Running the simulation:

To run the simulation, simply run the following command:

python main.py

By default simulation will run for ten sessions (nr_sessions = 10), every day (session_freq = 24) starting from the first launch time (first_lt_utc).)

Outputs / Reporting:

On the end of the simulation runs, some report files will be produced and stored in files/reports/<dataset_name> directory.

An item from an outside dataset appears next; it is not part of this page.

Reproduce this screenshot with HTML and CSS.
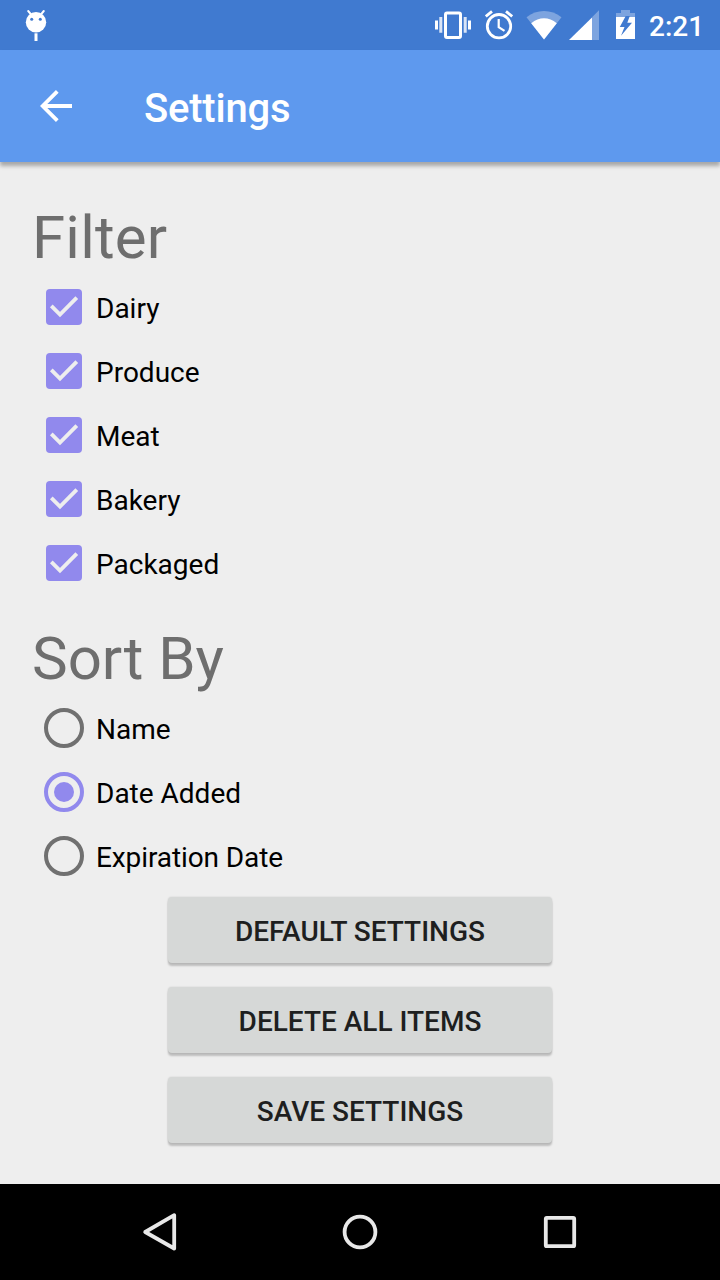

These are:

  1. buyers.csv: Includes general market session buyers information.
  2. buyers_resources.json: Includes details on market session buyers resources
  3. forecasts.csv: Ensemble forecasts produced by forecasting engine, for each buyer resource and market session.
  4. market.csv: Includes general market session information.
  5. sellers_resources.json: Includes market session sellers information.
  6. weights.csv: Includes forecast contribution weights for each seller and market session.

During or at the end of the simulations, you can also visualize the results by running the plot_results.py script.

First, make sure you have the necessary visualization libraries installed by running the following command:

pip install seaborn

Then, make sure you have the necessary report files in the files/reports/<dataset_name> directory, and point to these files on the plot_results.py script.

# Load the results
DATASET = "example_elia_opendata"
QUANTILES = ["q10", "q50", "q90"]
FORECASTING_MODEL = "LR"
FILES_DT_FORMAT = "%Y-%m-%d %H:%M"
SIMULATION_REPORT_ID = "20241117222358_test"

Finally, execute the following command:

python plot_results.py

Simulation execution considerations:

The simulation can take a while to run, depending on the number of sessions and resources in the dataset. To speed things up, you can increase the number of parallel processes by changing the N_JOBS variable in the main.py script.

If you want to run the simulation in a single process, set N_JOBS = 1. If you want to run the simulation in parallel, set N_JOBS = -1 to use all available cores.